Civil Rights – Could there be anything scarier than a flash mob of angry, nursing mothers? No. After Claire Jones-Hughes was told to stop feeding her infant in a café, the mother didn’t lash out in an enraged, postpartum fit. She instead organized a breastfeeding flash mob, inciting other fed-up mommies to join for the “nurse-in.”

Jones-Hughes, founder of Brightonmums.com, scoured through the internet community to relay her message, “We have chosen a public venue, where there is space to be seated but also be noticed.”

In a column in The Guardian, she followed up, “After being verbally attacked for not covering up while feeding my four-month-old, I decided it was time to make a statement to show that mothers will no longer tolerate being harassed for feeding our babies in public.”

As a result, 40 moms appeared at the Clock Tower, breastfeeding their babies for all the public passerby’s to witness.
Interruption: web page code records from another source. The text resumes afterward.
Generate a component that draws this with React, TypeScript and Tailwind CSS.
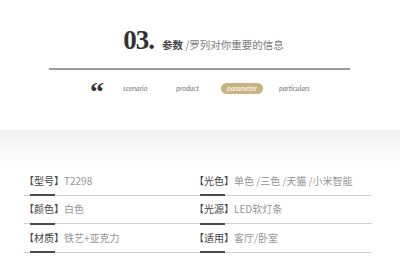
const cjk = { fontFamily: '"Noto Sans CJK SC", "Noto Sans", sans-serif' };

const rows = [
  [
    { label: "【型号】", value: "T2298" },
    { label: "【光色】", value: "单色 /三色 /天猫 /小米智能" },
  ],
  [
    { label: "【颜色】", value: "白色" },
    { label: "【光源】", value: "LED软灯条" },
  ],
  [
    { label: "【材质】", value: "铁艺+亚克力" },
    { label: "【适用】", value: "客厅/卧室" },
  ],
];

const Cell = ({ label, value }: { label: string; value: string }) => (
  <div className="flex flex-col">
    <div className="flex h-[26.5px] items-center text-[10px] leading-none" style={cjk}>
      <span className="text-[#444]">{label}</span>
      <span className="text-[#959595]">{value}</span>
    </div>
    <div className="flex h-[2px] items-center">
      <div className="h-px w-[6px] bg-[#cfcfcf]" />
      <div className="h-[2px] w-[25px] bg-[#4a4a4a]" />
      <div className="h-px flex-1 bg-[#cfcfcf]" />
    </div>
  </div>
);

export default function App() {
  return (
    <div className="h-[264px] w-[400px] overflow-hidden bg-white">
      {/* title */}
      <div className="flex h-[68px] items-baseline justify-center pt-[27px] pl-[7px]">
        <span
          className="text-[27px] font-bold leading-none tracking-[-1px] text-[#333]"
          style={{ fontFamily: '"Liberation Serif", serif' }}
        >
          03.
        </span>
        <span className="ml-[8px] text-[10.5px] leading-none" style={cjk}>
          <span className="font-bold text-[#444]">参数</span>
          <span className="text-[#7a7a7a]"> /罗列对你重要的信息</span>
        </span>
      </div>
      <div className="ml-[49px] h-[1.5px] w-[301px] bg-[#9a9a9a]" />

      {/* nav */}
      <div
        className="flex h-[38px] items-center justify-center text-[7px] italic leading-none text-[#777]"
        style={{ fontFamily: 'Lato, "Open Sans", sans-serif' }}
      >
        <span
          className="mt-[-7px] h-[14px] text-[28px] font-bold not-italic leading-none text-[#333]"
          style={{ fontFamily: '"Liberation Serif", serif' }}
        >
          “
        </span>
        <span className="ml-[19px]">scenario</span>
        <span className="ml-[29px]">product</span>
        <span className="ml-[22px] rounded-full bg-[#c9b37f] px-[6px] py-[2px] text-white">parameter</span>
        <span className="ml-[16px]">particulars</span>
      </div>
      <div className="h-[22px]" />

      {/* gradient band */}
      <div className="h-[38px] bg-gradient-to-b from-[#f1f1f1] to-white" />

      {/* params */}
      <div className="ml-[24px] grid w-[348px] grid-cols-[170px_178px]">
        {rows.map((r, i) => (
          <div key={i} className="contents">
            <Cell {...r[0]} />
            <Cell {...r[1]} />
          </div>
        ))}
      </div>
    </div>
  );
}
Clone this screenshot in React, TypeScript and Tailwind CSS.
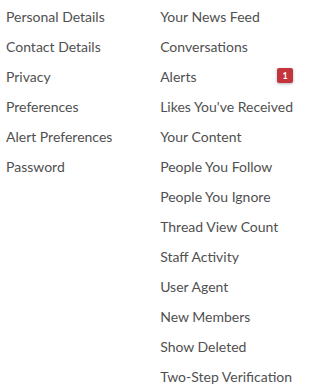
const left = [
  "Personal Details",
  "Contact Details",
  "Privacy",
  "Preferences",
  "Alert Preferences",
  "Password",
];

const right = [
  "Your News Feed",
  "Conversations",
  "Alerts",
  "Likes You've Received",
  "Your Content",
  "People You Follow",
  "People You Ignore",
  "Thread View Count",
  "Staff Activity",
  "User Agent",
  "New Members",
  "Show Deleted",
  "Two-Step Verification",
];

export default function App() {
  return (
    <div
      className="w-[300px] h-[390px] bg-white flex text-[14px] text-[#505050] whitespace-nowrap"
      style={{ fontFamily: "Lato, 'Noto Sans', sans-serif" }}
    >
      <ul className="w-[155px] pt-[1px]">
        {left.map((item) => (
          <li key={item} className="h-[30px] flex items-center pl-[6px]">
            {item}
          </li>
        ))}
      </ul>
      <ul className="flex-1 pt-[1px] pr-[7px]">
        {right.map((item) => (
          <li key={item} className="h-[30px] flex items-center justify-between pl-[6px]">
            <span>{item}</span>
            {item === "Alerts" && (
              <span className="w-[16px] h-[15px] mt-[-1px] rounded-[2px] bg-[#c4343c] text-white text-[9px] font-bold flex items-center justify-center shadow-[0_1px_3px_rgba(0,0,0,0.3)]">
                1
              </span>
            )}
          </li>
        ))}
      </ul>
    </div>
  );
}
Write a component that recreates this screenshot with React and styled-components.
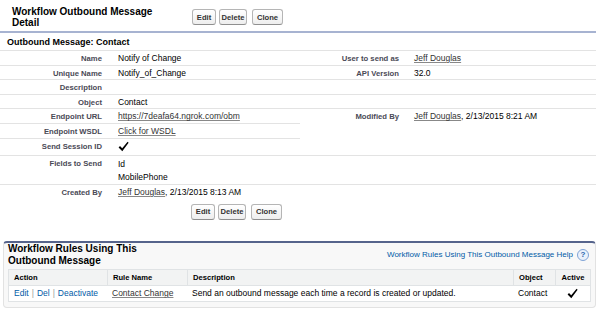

The event kicked off plans for more public demonstrations for women’s rights as Jones-Hughes blogged, “Women in both London and Manchester staged flash mobs for National Breastfeeding Awareness month in June. But it is part of a growing trend.”

The issue has been mirrored in the U.S as well—there have been “nurse ins” on the sidewalks of Illinois with activist group La Leche League (I know, so cute) backing the movements. The group encourages educating moms about the importance of breastfeeding.

Unfortunately, mothers have been shunned from society for their “indecency,” so naturally some moms are forced to feel uncomfortable about feeding their babies in public. A poll released in 2009 from Mother& Baby magazine reported that 65% of mothers in the UK were too self conscious to even try breastfeeding and 41% only do it in private.

Claire Jones-Hughes and many like-minded mothers continue to battle with society for their rights.